Cysteine-Rich Antifungal Proteins from Filamentous Fungi are Promising Bioactive Natural Compounds in Anti- Candida Therapy

Abstract

The emerging number of life-threatening invasive fungal infections caused by drug-resistant Candida strains urges the need for the development and application of fundamentally new and safe antifungal strategies in the clinical treatment. Recent studies demonstrated that the extracellular cysteine-rich and cationic antifungal proteins (crAFPs) originating from filamentous fungi, and de novo designed synthetic peptide derivatives of these crAFPs provide a feasible basis for this approach. This mini-review focuses on the global challenges of the anti-Canidia therapy and on the crAFPs as potential drug candidates to overcome existing problems. The advantages and limitations in the use of crAFPs and peptide derivatives compared to those of conventional antifungal drugs will also be critically discussed.

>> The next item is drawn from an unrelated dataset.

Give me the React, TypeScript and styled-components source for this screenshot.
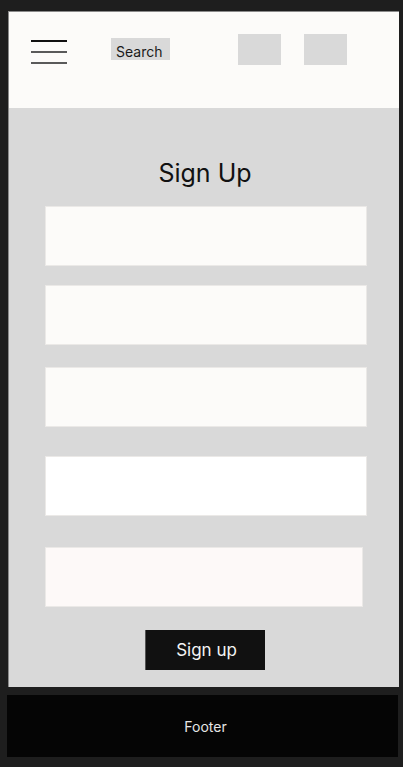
import React from 'react'
import styled, { createGlobalStyle } from 'styled-components'

const GlobalStyle = createGlobalStyle`
  html, body {
    margin: 0;
    padding: 0;
    background: #1e1e1e;
    font-family: Inter, "Noto Sans", sans-serif;
  }
`

const Page = styled.div`
  width: 403px;
  min-height: 767px;
  padding: 11px 0 0 7px;
  box-sizing: border-box;
  display: flex;
  flex-direction: column;
`

const Frame = styled.div`
  width: 391px;
  height: 676px;
  margin-left: 1px;
  box-sizing: border-box;
  border-left: 1px solid #8a8a8a;
  border-top: 1px solid #8a8a8a;
  display: flex;
  flex-direction: column;
  background: #d9d9d9;
`

const Header = styled.header`
  height: 96px;
  background: #fcfbf9;
  display: flex;
  align-items: flex-start;
  padding-top: 21px;
  box-sizing: border-box;
`

const Burger = styled.div`
  width: 36px;
  margin: 7px 0 0 22px;
  display: flex;
  flex-direction: column;
  gap: 9.5px;
`

const BurgerLine = styled.span<{ $dark?: boolean }>`
  display: block;
  height: 1.5px;
  background: ${p => (p.$dark ? '#111' : '#5a5a5a')};
`

const SearchBox = styled.div`
  margin: 4.5px 0 0 44px;
  width: 59px;
  height: 22.5px;
  background: #d9d9d9;
  color: #1a1a1a;
  font-size: 14px;
  line-height: 21px;
  padding: 3px 0 0 5px;
  box-sizing: border-box;
`

const Square = styled.div<{ $gap: number }>`
  width: 43px;
  height: 31px;
  margin: 1px 0 0 ${p => p.$gap}px;
  background: #d9d9d9;
`

const Main = styled.main`
  flex: 1;
  display: flex;
  flex-direction: column;
  align-items: flex-start;
  padding: 50px 0 0 36px;
`

const Title = styled.h1`
  margin: 0;
  width: 320px;
  text-align: center;
  font-weight: 400;
  font-size: 25px;
  line-height: 30px;
  color: #111;
`

const Field = styled.div<{ $top: number; $width?: number; $bg?: string }>`
  margin-top: ${p => p.$top}px;
  width: ${p => p.$width || 322}px;
  height: 60px;
  background: ${p => p.$bg || '#fcfbf9'};
  box-sizing: border-box;
  border: 1px solid #ebe9e7;
`

const Button = styled.button`
  margin: 23px 0 0 100px;
  width: 120px;
  height: 40px;
  border: 0;
  border-left: 1px solid #555;
  background: #111;
  color: #f4f4f4;
  font-family: inherit;
  font-size: 17px;
  padding: 0 0 0 2px;
`

const Footer = styled.footer`
  margin-top: 8px;
  width: 391px;
  height: 62px;
  background: #050505;
  color: #e6e6e6;
  font-size: 14px;
  display: flex;
  align-items: center;
  justify-content: center;
  padding-left: 6px;
  box-sizing: border-box;
`

const fields = [
  { top: 18 },
  { top: 19 },
  { top: 22 },
  { top: 29, bg: '#ffffff' },
  { top: 31, width: 318, bg: '#fdf9f8' },
]

const App = () => {
  return (
    <>
      <GlobalStyle />
      <Page>
        <Frame>
          <Header>
            <Burger>
              <BurgerLine $dark />
              <BurgerLine />
              <BurgerLine />
            </Burger>
            <SearchBox>Search</SearchBox>
            <Square $gap={68} />
            <Square $gap={23} />
          </Header>
          <Main>
            <Title>Sign Up</Title>
            {fields.map((f, i) => (
              <Field key={i} $top={f.top} $width={f.width} $bg={f.bg} />
            ))}
            <Button>Sign up</Button>
          </Main>
        </Frame>
        <Footer>Footer</Footer>
      </Page>
    </>
  )
}

export default App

Keywords: Candida spp.; antifungal protein; drug-resistance; licensed antifungal drug; synthetic peptide.

Figure 1

Primary structure of anti‐yeast crAFPs isolated from Eurotiomycetes. ClustalW multiple alignment of the prepro‐sequences and the sequences of mature proteins were generated with the BioEdit program36 and visualized with Jalview version 2.10.3b1.37 The cleavage site of the predicted signal sequence (pre‐sequence indicated by grey line) was predicted by SignalP1 4.1 server.38 Connective orange lines between Cys residues (C in black frame) indicate disulfide bridge formations. The ClustalX default color scheme was applied in the alignment (http://www.jalview.org/help/html/colourSchemes/clustal.html) to show similarity.37 Brackets in the sequence of PAFB indicate that this protein is expressed in 58 amino acid full‐length form into the supernatant, however the leucine (L) and the serine (S) are cleaved from the N‐terminus with time, generating the 56 amino acid sfPAF form which served for the tertiary structure determination.28

Figure 2

Secondary structure and relative solvent accessibility (RSA) of anti‐yeast crAFPs isolated from Eurotiomycetes. Linear representation of secondary structures and RSA were generated from the respective annotated (PAFB, PAF, BP) or predicted (AnAFP and FPAP) .pdb file of tertiary structure (Protein Data Bank IDs: PAFB‐2nc2, PAF‐2mhv, BP‐1uoy) with POLYVIEW‐2D server39 and revised based on the tertiary structure visualized with UCSF Chimera software.40 Blue lines and green arrows indicate the loop and β‐strand regions, respectively. Connective orange lines between Cys residues indicate disulfide bridge formations. Below the secondary structure, the RSA is indicated, in which the black and white squares represent completely buried (0‐9 RSA) and fully exposed (90‐100 RSA) amino acids, respectively. Putative tertiary structure of AnAFP and FPAP was predicted in silico by I‐Tasser,^[41] and refined by ModRefiner.42 Tertiary structure of PAF (Protein Data Bank ID: 2mhv) served as a template to model the structure of AnAFP and FPAP. Question marks indicate that the secondary structure of NFAP2 is under investigation.

Figure 3

Tertiary structure, hydrophobicity (Kyte‐Doolittle scale of amino acids with colors ranging from blue for the most hydrophilic to white at 0.0 to orange for the most hydrophobic) and electrostatic surface (Coulombic surface coloring of amino acids with colors ranging from dark blue for positive charge to white at 0 to red for negative charge) (from up to down) of anti‐yeast crAFPs isolated from Eurotiomycetes. The first loop region and the γ‐core motif is indicated by black and grey, respectively. Cys residues and disulfide bridges are marked in yellow and yellow lines, respectively. All structures were generated with UCSF Chimera visualization software using the respective annotated (Protein Data Bank IDs: PAFB‐2nc2, PAF‐2mhv, BP‐1uoy) or predicted (AnAFP and FPAP) .pdf file of tertiary structure, respectively.40 Putative tertiary structure of AnAFP and FPAP was predicted in silico by I‐Tasser,41 and refined by ModRefiner.42 Based on the Ramachandran plot analysis,43 96.4 % and 100 % of the residues are in the favored and allowed position in AnAFP and FPAP, respectively. Tertiary structure of PAF (Protein Data Bank ID: 2mhv) served as a template to model the structure of AnAFP and FPAP. Question marks indicate that the tertiary structure, hydrophobicity and electrostatic surface of NFAP2 are under investigation.